(13.03.15 14:21)Hachiko schrieb: Bei diesem Lied, besser gesagt Totentanz, graut es mir.
Und diesen Film kenne ich in seiner vollen Länge, da graut es einem ebenso.
Ist es denn eine Art Totentanz, oder war das nur eine Assoziation im historischen Kontext mit den Ereignissen, die im Film angeprochen werden? Der kulturelle Hintergrund dieses Liedes würde mich sehr interessieren. Also wie ob und wie der Tanz traditionell eingesetzt wurde.
(13.03.15 14:21)Hachiko schrieb: Diese politisch engagierte Frau ist auch eine hervorragende Brecht-Interpretin, gesungen in deutscher Sprache.

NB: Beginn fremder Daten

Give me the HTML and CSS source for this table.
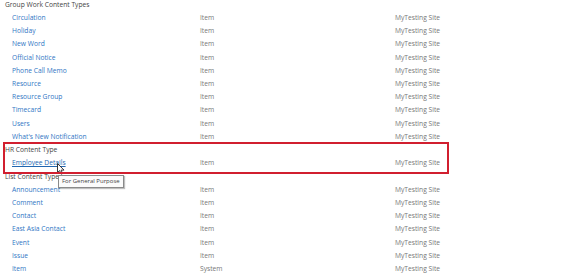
FILE: index.html
```html
<!DOCTYPE html>
<html>
<head>
<meta charset="utf-8">
<link rel="stylesheet" href="styles.css">
</head>
<body>
<div class="list">
  <div class="group-title">Group Work Content Types</div>
  <div class="row"><a class="name">Circulation</a><span class="type">Item</span><span class="src">MyTesting Site</span></div>
  <div class="row"><a class="name">Holiday</a><span class="type">Item</span><span class="src">MyTesting Site</span></div>
  <div class="row"><a class="name">New Word</a><span class="type">Item</span><span class="src">MyTesting Site</span></div>
  <div class="row"><a class="name">Official Notice</a><span class="type">Item</span><span class="src">MyTesting Site</span></div>
  <div class="row"><a class="name">Phone Call Memo</a><span class="type">Item</span><span class="src">MyTesting Site</span></div>
  <div class="row"><a class="name">Resource</a><span class="type">Item</span><span class="src">MyTesting Site</span></div>
  <div class="row"><a class="name">Resource Group</a><span class="type">Item</span><span class="src">MyTesting Site</span></div>
  <div class="row"><a class="name">Timecard</a><span class="type">Item</span><span class="src">MyTesting Site</span></div>
  <div class="row"><a class="name">Users</a><span class="type">Item</span><span class="src">MyTesting Site</span></div>
  <div class="row"><a class="name">What's New Notification</a><span class="type">Item</span><span class="src">MyTesting Site</span></div>
  <div class="hr-group">
    <div class="group-title">HR Content Type</div>
    <div class="row"><a class="name hover">Employee Details</a><span class="type">Item</span><span class="src">MyTesting Site</span></div>
    <svg class="cursor" width="8" height="12" viewBox="0 0 8 12"><path d="M0.5 0.5 L0.5 9.5 L2.6 7.6 L4.2 11.2 L5.6 10.6 L4.1 7.1 L7 7.1 Z" fill="#fff" stroke="#222" stroke-width="0.9" stroke-linejoin="round"/></svg>
    <div class="tooltip">For General Purpose</div>
  </div>
  <div class="group-title">List Content Types</div>
  <div class="row"><a class="name">Announcement</a><span class="type">Item</span><span class="src">MyTesting Site</span></div>
  <div class="row"><a class="name">Comment</a><span class="type">Item</span><span class="src">MyTesting Site</span></div>
  <div class="row"><a class="name">Contact</a><span class="type">Item</span><span class="src">MyTesting Site</span></div>
  <div class="row"><a class="name">East Asia Contact</a><span class="type">Item</span><span class="src">MyTesting Site</span></div>
  <div class="row"><a class="name">Event</a><span class="type">Item</span><span class="src">MyTesting Site</span></div>
  <div class="row"><a class="name">Issue</a><span class="type">Item</span><span class="src">MyTesting Site</span></div>
  <div class="row"><a class="name">Item</a><span class="type">System</span><span class="src">MyTesting Site</span></div>
</div>
</body>
</html>
```
FILE: styles.css
```css
html, body {
  margin: 0;
  padding: 0;
  background: #fff;
  overflow: hidden;
}
body {
  font-family: "Open Sans", "Noto Sans", sans-serif;
  font-size: 6.7px;
  color: #555;
}
.list {
  margin-top: -2.3px;
  padding-left: 5px;
}
.group-title {
  line-height: 13.23px;
  height: 13.23px;
  color: #444;
}
.row {
  display: grid;
  grid-template-columns: 188px 195px 1fr;
  padding-left: 7px;
  line-height: 13.23px;
  height: 13.23px;
  white-space: nowrap;
}
.name {
  color: #2f76c4;
  text-decoration: none;
}
.name.hover {
  color: #2266b0;
  text-decoration: underline;
}
.type, .src {
  color: #777;
}
.hr-group {
  position: relative;
}
.hr-group::after {
  content: "";
  position: absolute;
  top: -1px;
  left: -2px;
  width: 442px;
  bottom: -4px;
  border: 2px solid #d11f2f;
  pointer-events: none;
}
.cursor {
  position: absolute;
  left: 52px;
  top: 20px;
}
.tooltip {
  position: absolute;
  left: 53px;
  top: 32px;
  padding: 0 3px;
  line-height: 11px;
  height: 11px;
  font-size: 6px;
  color: #444;
  background: #fbfbfb;
  border: 1px solid #8a8a8a;
  box-shadow: 1px 1px 1px rgba(0,0,0,0.25);
  white-space: nowrap;
  z-index: 2;
}
```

Und ihr Stil ist ganz ihr eigener und lässt keinen türkischen Einfluss erkennen.
Hör mal hier:
https://www.youtube.com/watch?v=qw03_CEVifc
Ja, so kenne ich Milva. Klassisch italienisch. Auch wenn Brecht der Mann war, der kein Wort der Kritik für die DDR gefunden hat und mit Eisler seine Propaganda als "Neue deutsche Volksmusik" verkaufte... ältere Werke Brechts sind natürlich zurecht Klassiker.
Aber du musst mein Kompliment an Milva nicht so energisch zurückweisen. Ich weiß nicht, was du unter "türkischen Einfluss" verstehst. Viele Deutsche denken beim zum Reizwort verkommenen Schlagwort "türkisch" an Arabesk oder gar an Bauchtanzmusik, aber ich habe mit "Stil erinnert mich an die besseren Vertreter der türkischen Sanat-Musik, die sich durch künstlerisch ernste Epik aus dem Schlagerkitsch der Zeit erhoben" auf einen jüngeren Sanatstil angespielt, also eine musikalisch durchaus anspruchsvolle Richtung der Massenmusik aus der Zeit der kemalistischen Republik. Die ernsthafte Beschäftigung mit den traditionellen Wurzeln der Musik und moderne Anwendung steht in keinem Vergleich zum deutschen Schlager und anderer europäischer Formen der muskalischen Abflachung.
Aber ich nehme deinen Hinweis als Anregung für die Bemerkung auf, dass man sich auch bei vermeintlich "abendländischer" Musik hüten sollte "türkischen" Einfluss aufzuschließen. Weder das Oktoberfest in Müchen noch die Schützenaufmärsche in Norddeutschland wären ohne "türkischen" Einfluss heute so denkbar. Jede Marschkapelle verwendet heute noch nicht nur originär osmanische Musikinstrumente, sondern auch Musik- und Rhythmuselemente. Ohne Alaturca wäre Mozarts Musik ärmer gewesen. Und dass Milva nicht spätestens von Theodorakis mit der türkischen Musik in Berührung gebracht wurde, möchte ich arg bezweifeln. Zu eng hat Theodorakis mit der auf hohem Niveau stehenden Widerstandsmusik in der Türkei jener Zeit zusammengearbeitet, als dass man dem in seiner Arbeit entgehen könnte.
Ich weiß wohl, dass Manchem heute das Morgenländische in der Nase kitzelt wie den alten Heiden der Weihrauch, doch was einmal als Kirchenchoral wie im Serbisch-Orthodoxen anmutet (das ist wohl nur in Sarajevo möglich), kommt an anderer Stelle im Gewand des Naschid daher - und an dritter Stelle kann sich auch ein Natur- oder Nichtgläubiger wohl damit anfreunden. Und doch ist es immer Dasselbe, Universelle, Humanistische. Weltlich-biologisch-ästhetische...
...finde ich.
Die Unterschiede sind geringer als die Gemeinsamkeiten. Man muss sich allerdings darauf besinnen.